Having operated small group treks in Nepal for more than 40 years, adventure travel specialist World Expeditions advises that there are plenty of ways to take in the majesty of Mount Everest and its surrounding mountainscapes without the crowds.
The most obvious way to escape the crowds is to avoid ascending beyond Everest base camp, where climbers form long lines to reach the summit. This is good news for trekkers because these are mountaineering expeditions, not trekking expeditions. World Expeditions does not offer mountaineering expeditions to summit Everest.
According to World Expeditions CEO, Sue Badyari, going remote has been a consistent message to travellers.
“We have long encouraged trekkers to seek out alternative trails, as a way to avoid over-tourism,” Badyari says. “Our treks all over the world are designed for travellers who want to get off the main tourist trails and to go remote.”

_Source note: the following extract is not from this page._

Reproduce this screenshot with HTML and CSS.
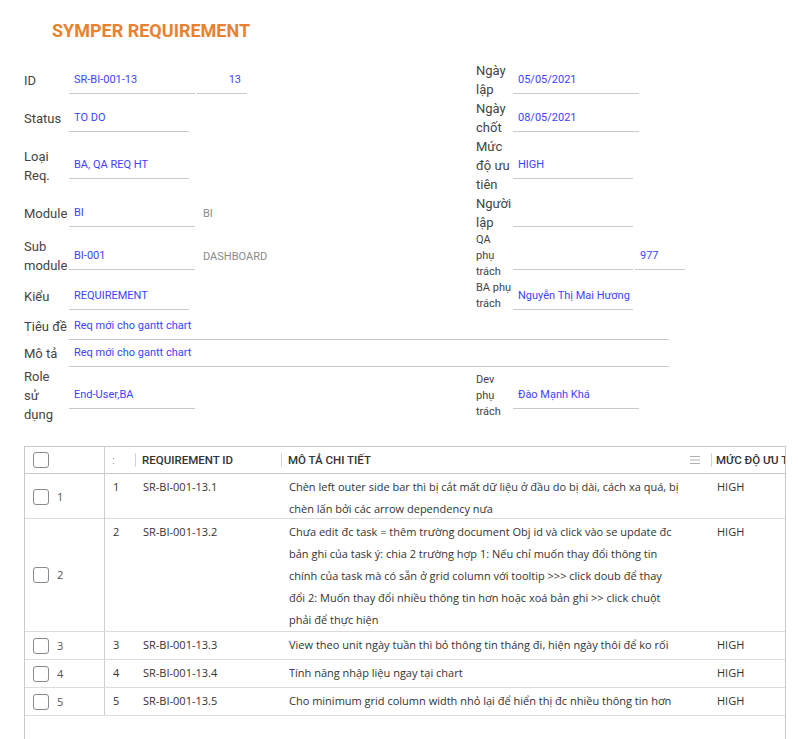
FILE: index.html
```html
<!DOCTYPE html>
<html lang="vi">
<head>
<meta charset="utf-8">
<title>Symper Requirement</title>
<link rel="stylesheet" href="styles.css">
</head>
<body>
<div class="page">
  <h1 class="title">SYMPER REQUIREMENT</h1>

  <div class="form">
    <div class="field">
      <span class="lbl">ID</span>
      <div class="inp w126">SR-BI-001-13</div>
      <div class="inp w50 num">13</div>
    </div>
    <div class="field right">
      <span class="lbl">Ngày<br>lập</span>
      <div class="inp w126">05/05/2021</div>
    </div>

    <div class="field">
      <span class="lbl">Status</span>
      <div class="inp w120">TO DO</div>
    </div>
    <div class="field right">
      <span class="lbl">Ngày<br>chốt</span>
      <div class="inp w126">08/05/2021</div>
    </div>

    <div class="field">
      <span class="lbl">Loại<br>Req.</span>
      <div class="inp w120">BA, QA REQ HT</div>
    </div>
    <div class="field right">
      <span class="lbl">Mức<br>độ ưu<br>tiên</span>
      <div class="inp w120">HIGH</div>
    </div>

    <div class="field">
      <span class="lbl">Module</span>
      <div class="inp w126">BI</div>
      <span class="note">BI</span>
    </div>
    <div class="field right">
      <span class="lbl">Người<br>lập</span>
      <div class="inp w120"></div>
    </div>

    <div class="field">
      <span class="lbl">Sub<br>module</span>
      <div class="inp w126">BI-001</div>
      <span class="note">DASHBOARD</span>
    </div>
    <div class="field right">
      <span class="lbl sm">QA<br>phụ<br>trách</span>
      <div class="inp w120"></div>
      <div class="inp w50">977</div>
    </div>

    <div class="field">
      <span class="lbl">Kiểu</span>
      <div class="inp w120">REQUIREMENT</div>
    </div>
    <div class="field right">
      <span class="lbl sm padb">BA phụ<br>trách</span>
      <div class="inp w120 clip">Nguyễn Thị Mai Hương</div>
    </div>

    <div class="field wide">
      <span class="lbl">Tiêu đề</span>
      <div class="inp w600">Req mới cho gantt chart</div>
    </div>

    <div class="field wide">
      <span class="lbl">Mô tả</span>
      <div class="inp w600">Req mới cho gantt chart</div>
    </div>

    <div class="field">
      <span class="lbl">Role<br>sử<br>dụng</span>
      <div class="inp w126">End-User,BA</div>
    </div>
    <div class="field right">
      <span class="lbl sm">Dev<br>phụ<br>trách</span>
      <div class="inp w126">Đào Mạnh Khá</div>
    </div>
  </div>

  <div class="grid">
    <div class="thead">
      <div class="th c0"><span class="cb"></span></div>
      <div class="th"><span class="dots">:</span></div>
      <div class="th sep">REQUIREMENT ID</div>
      <div class="th sep between">MÔ TẢ CHI TIẾT
        <svg class="menu" width="10" height="8" viewBox="0 0 10 8"><path d="M0 .5h10M0 4h10M0 7.5h10" stroke="#b0b0b0" stroke-width="1"/></svg>
      </div>
      <div class="th sep pri">MỨC ĐỘ ƯU TIÊN</div>
    </div>

    <div class="tr two">
      <div class="td c0"><span class="cb"></span><span class="rn">1</span></div>
      <div class="td">1</div>
      <div class="td">SR-BI-001-13.1</div>
      <div class="td">Chèn left outer side bar thì bị cắt mất dữ liệu ở đầu do bị dài, cách xa quá, bị<br>chèn lấn bởi các arrow dependency nưa</div>
      <div class="td pri">HIGH</div>
    </div>

    <div class="tr">
      <div class="td c0"><span class="cb"></span><span class="rn">2</span></div>
      <div class="td">2</div>
      <div class="td">SR-BI-001-13.2</div>
      <div class="td">Chưa edit đc task = thêm trường document Obj id và click vào se update đc<br>bản ghi của task ý: chia 2 trường hợp 1: Nếu chỉ muốn thay đổi thông tin<br>chính của task mà có sẵn ở grid column với tooltip &gt;&gt;&gt; click doub để thay<br>đổi 2: Muốn thay đổi nhiều thông tin hơn hoặc xoá bản ghi &gt;&gt; click chuột<br>phải để thực hiện</div>
      <div class="td pri">HIGH</div>
    </div>

    <div class="tr">
      <div class="td c0"><span class="cb"></span><span class="rn">3</span></div>
      <div class="td">3</div>
      <div class="td">SR-BI-001-13.3</div>
      <div class="td">View theo unit ngày tuần thì bỏ thông tin tháng đi, hiện ngày thôi để ko rối</div>
      <div class="td pri">HIGH</div>
    </div>

    <div class="tr">
      <div class="td c0"><span class="cb"></span><span class="rn">4</span></div>
      <div class="td">4</div>
      <div class="td">SR-BI-001-13.4</div>
      <div class="td">Tính năng nhập liệu ngay tại chart</div>
      <div class="td pri">HIGH</div>
    </div>

    <div class="tr">
      <div class="td c0"><span class="cb"></span><span class="rn">5</span></div>
      <div class="td">5</div>
      <div class="td">SR-BI-001-13.5</div>
      <div class="td">Cho minimum grid column width nhỏ lại để hiển thị đc nhiều thông tin hơn</div>
      <div class="td pri">HIGH</div>
    </div>
  </div>
</div>
</body>
</html>
```

FILE: styles.css
```css
html { overflow: hidden; }
body {
  margin: 0;
  background: #fff;
  font-family: Roboto, "Liberation Sans", sans-serif;
}
.page {
  padding: 20px 0 0 24px;
  width: 762px;
}
.title {
  margin: 0 0 20px 28px;
  font-size: 18px;
  line-height: 21px;
  font-weight: 700;
  color: #e8822e;
}

/* form */
.form {
  display: grid;
  grid-template-columns: 452px 1fr;
  align-items: center;
}
.field {
  display: flex;
  align-items: center;
}
.field.wide { grid-column: 1 / -1; }
.lbl {
  flex: none;
  width: 45px;
  font-size: 13px;
  line-height: 19px;
  color: #444;
}
.field.right .lbl { width: 37px; }
.lbl.sm {
  font-size: 11px;
  line-height: 16px;
}
.lbl.padb { padding-bottom: 1px; }
.inp {
  flex: none;
  box-sizing: border-box;
  height: 27px;
  padding: 0 5px;
  border-bottom: 1px solid #c9c9c9;
  font-size: 11px;
  line-height: 26px;
  color: #3f3fff;
  white-space: nowrap;
  overflow: hidden;
}
.inp + .inp { margin-left: 2px; }
.inp.num { text-align: right; padding-right: 6px; }
.w50 { width: 50px; }
.w120 { width: 120px; }
.w126 { width: 126px; }
.w600 { width: 600px; }
.note {
  margin-left: 8px;
  font-size: 11px;
  color: #8a8a8a;
}

/* grid */
.grid {
  margin-top: 22px;
  width: 762px;
  height: 320px;
  box-sizing: border-box;
  border: 1px solid #c8c8c8;
  overflow: hidden;
}
.thead, .tr {
  display: grid;
  grid-template-columns: 80px 30px 146px 430px 200px;
}
.thead {
  height: 26px;
  border-bottom: 1px solid #c8c8c8;
}
.th {
  display: flex;
  align-items: center;
  padding-left: 7px;
  font-size: 11.5px;
  font-weight: 500;
  color: #333;
  white-space: nowrap;
}
.th.sep {
  background: linear-gradient(#d4d4d4, #d4d4d4) left center / 1px 14px no-repeat;
}
.th.between {
  justify-content: space-between;
  padding-right: 11px;
}
.th.pri { padding-left: 5px; }
.dots { color: #999; font-weight: 400; }
.c0 {
  box-sizing: border-box;
  border-right: 1px solid #cfcfcf;
  padding-left: 8px;
}
.cb {
  flex: none;
  box-sizing: border-box;
  width: 16px;
  height: 16px;
  border: 1.5px solid #8a8a8a;
  border-radius: 3px;
}
.tr {
  min-height: 28px;
  box-sizing: border-box;
  border-bottom: 1px solid #dcdcdc;
  font-family: "Open Sans", "Noto Sans", sans-serif;
  font-size: 11px;
  line-height: 22px;
  color: #333;
}
.tr.two { height: 45px; }
.td {
  padding: 2px 8px 0;
  white-space: nowrap;
}
.td.c0 {
  display: flex;
  align-items: center;
  padding: 0 0 0 8px;
}
.td.pri { padding-left: 6px; }
.rn {
  margin-left: 8px;
  font-size: 11px;
  color: #555;
}
```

The following are five ways to experience the beauty of Nepal and Mount Everest without crowds:
Take an alternative route: A trek such as the Gokyo and the Renjo La will take you to an adjacent valley to the more popular Mount Everest route and is, in comparison, deserted. Trekkers still get to experience Sherpa culture and will gain panoramic views of Mount Everest compared to the base camp, as they are not that close.
Choose an exploratory trek: Go wild into the rugged and remote corners of Nepal and find peace and serenity knowing you and your trekking group are far from the crowds. Embark on an exploratory journey where few have been before and trek into regions that have not been walked commercially, such as the seldom visited Damodar region, near Mustang and Tibet.
Head to the Annapurna region: You will find more than a dozen of walks in the Annapurna region, known for its winding mountain trails, colourful teahouses and spectacular mountain scenery. Often based out of Pokhara, Nepal’s second largest city, the Annapurna is at a much lower altitude than the Everest region, making for easier trekking and denser rhododendrons forests.
Trek the Great Himalaya Trail: The Full Nepal Traverse of the Great Himalaya Trail, the so-called “trekking’s holy grail,” covers 1,700 km, from Kanchenjunga in the east to Yari Valley in the west. It takes five months to complete (although its seven smaller stages can also be joined separately) and gives trekkers the opportunity to experience remote cultures of the country.
See Everest from Tibet: A highlight of the High Road to Lhasa is a visit to the famous Rongphu Valley to see Mount Everest’s north face from the historic base camp used during the expeditions led by Mallory in the 1920s. Unlike the better known Everest base camp in Nepal, this historic base camp is shared by only a handful of dedicated travellers each year.